Pavithra Vengatesh

Personal information
- Full name: Pavithra Vengatesh
- Nationality: India
- Born: 8 December 2001 (age 24) Tamil Nadu, India

Sport
- Country: India
- Sport: Track and field
- Event: Pole vault

Achievements and titles
- Personal best: 4.10 m (2022)

Medal record
Women's athletics
Representing India
Asian Indoor Athletics Championships
| Silver medal – second place | 2023 Astana | Pole vault |

= Pavithra Vengatesh =

Indian athlete (born 2001)

Pavithra Vengatesh (also Venkatesh, born 8 December 2001) is an Indian athlete from Tamil Nadu. She represents India in the pole vault event. She is part of the Indian team for the Asian Games at Hangzhou, China. Pavithra's personal best is 4.10m. The national record of 4.15m stands in the name of V S Surekha set in 2014.

== Early life ==
She comes from a poor family.

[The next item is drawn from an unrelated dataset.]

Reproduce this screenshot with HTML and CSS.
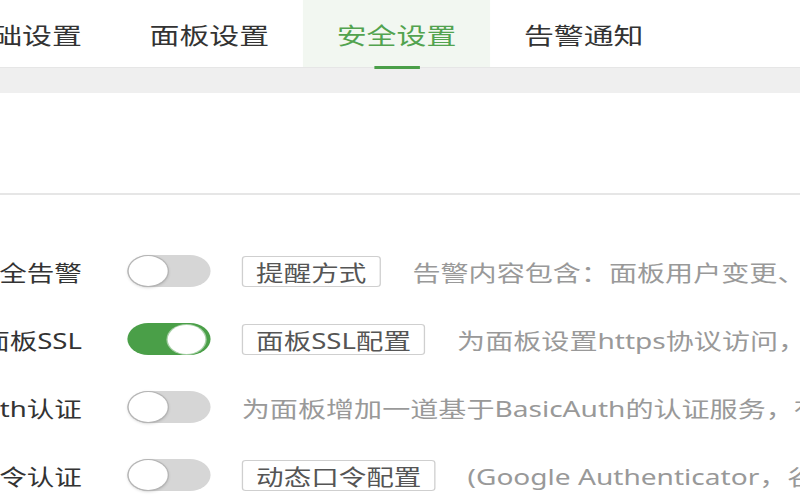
FILE: index.html
```html
<!DOCTYPE html>
<html lang="zh-CN">
<head>
<meta charset="utf-8">
<title>安全设置</title>
<link rel="stylesheet" href="styles.css">
</head>
<body>
<div class="page">
  <div class="tabbar">
    <div class="tabs">
      <div class="tab">基础设置</div>
      <div class="tab">面板设置</div>
      <div class="tab active">安全设置</div>
      <div class="tab">告警通知</div>
    </div>
  </div>
  <div class="gap"></div>
  <div class="card">
    <div class="card-head"></div>
    <div class="rows">
      <div class="row">
        <div class="label">安全告警</div>
        <div class="toggle"><span class="knob"></span></div>
        <div class="btn">提醒方式</div>
        <div class="desc">告警内容包含：面板用户变更、面板日志删除、面板开启开发者模式</div>
      </div>
      <div class="row">
        <div class="label">面板SSL</div>
        <div class="toggle on"><span class="knob"></span></div>
        <div class="btn">面板SSL配置</div>
        <div class="desc">为面板设置https协议访问，提高面板访问安全性</div>
      </div>
      <div class="row">
        <div class="label">BasicAuth认证</div>
        <div class="toggle"><span class="knob"></span></div>
        <div class="desc">为面板增加一道基于BasicAuth的认证服务，有效防止面板被扫描发现</div>
      </div>
      <div class="row">
        <div class="label">动态口令认证</div>
        <div class="toggle"><span class="knob"></span></div>
        <div class="btn">动态口令配置</div>
        <div class="desc">(Google Authenticator，谷歌身份验证器)</div>
      </div>
    </div>
  </div>
</div>
</body>
</html>
```
FILE: styles.css
```css
html, body {
  margin: 0;
  padding: 0;
  overflow: hidden;
  background: #fff;
}

.page {
  width: 616px;
  transform: scaleX(1.3);
  transform-origin: 0 0;
  font-family: "Noto Sans", "Noto Sans CJK SC", sans-serif;
}

.tabbar {
  height: 67px;
  border-bottom: 1px solid #e6e6e6;
  background: #fff;
}

.tabs {
  display: flex;
  height: 67px;
  margin-left: -55px;
}

.tab {
  width: 144px;
  flex: none;
  display: flex;
  align-items: center;
  justify-content: center;
  font-size: 23px;
  color: #333;
  position: relative;
}

.tab.active {
  background: #f2f7f1;
  color: #52a34f;
}

.tab.active::after {
  content: "";
  position: absolute;
  left: 50%;
  bottom: -2px;
  width: 35px;
  height: 3px;
  margin-left: -17.5px;
  background: #4a9f48;
}

.gap {
  height: 25px;
  background: #efefef;
}

.card-head {
  height: 100px;
  border-bottom: 2px solid #e6e6e6;
}

.rows {
  padding-top: 42px;
  margin-left: -97px;
}

.row {
  display: flex;
  align-items: center;
  height: 68px;
  gap: 24.5px;
  white-space: nowrap;
  font-size: 21.2px;
}

.label {
  width: 160px;
  flex: none;
  display: flex;
  justify-content: flex-end;
  margin-right: 10px;
  color: #333;
}

.toggle {
  width: 64px;
  height: 32px;
  flex: none;
  box-sizing: border-box;
  border-radius: 16px;
  background: #d6d6d6;
  display: flex;
  align-items: center;
  padding: 0 1px;
}

.knob {
  width: 30px;
  height: 30px;
  border-radius: 50%;
  background: #fff;
  box-shadow: 0 0 0 1px #b5b5b5, 0 1px 3px rgba(0, 0, 0, 0.3);
}

.toggle.on {
  background: #4a9f48;
  justify-content: flex-end;
  padding-right: 4px;
}

.toggle.on .knob {
  width: 29px;
  height: 29px;
  box-shadow: 0 0 0 1px rgba(255, 255, 255, 0.5);
}

.btn {
  flex: none;
  height: 31px;
  box-sizing: border-box;
  padding: 0 10px;
  border: 1px solid #cfcfcf;
  border-radius: 3px;
  background: #fff;
  color: #555;
  display: flex;
  align-items: center;
}

.desc {
  color: #999;
  font-size: 21.6px;
}
```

Her father is a daily wage worker in Salem and her mother is a home maker. She has two siblings, a sister and a brother. She went to Sarada Vidyalaya Girls’ Higher Secondary School. Now she is studying final-year BA (English Honours) at AVS College of Arts And Science, Salem. For the last ten years she is training under Sports Development of Tamil Nadu coach K Elamparithi. She started at the age of 9 years as sprinter and long jumper, and also did 400m. Later in 2013, she decided to shift to pole vault. In August 2022, she secured a job in the sports quota and was employed by Southern Railways.

== Career ==

- 2023: In February, she made her international debut and won silver in the Asian Indoor Championships at Astana, Kazakhstan clearing 4 metres.
- 2022: She represented Tamil Nadu's Periyar University in the Khelo India University Games at Bengaluru. She became the fifth woman athlete to clear 4.00 metres when she cleared 4.01m in the pole vault event on the first day of the games.
- 2022: She set the all India inter-University (AIU) record of 4m at the 81st All India Inter University Women's Athletics Championships at Bhubaneswar, Odisha.
- 2021: In September, she won the gold in the 60th National Open athletics meet at Jawaharlal Nehru Stadium, Warangal. Telangana State.
- 2021: Won gold at the South Zone Junior athletics meet.
- 2018: Gold medal in Khelo India Youth Games.
- 2019: Gold medal in Khelo India Youth Games.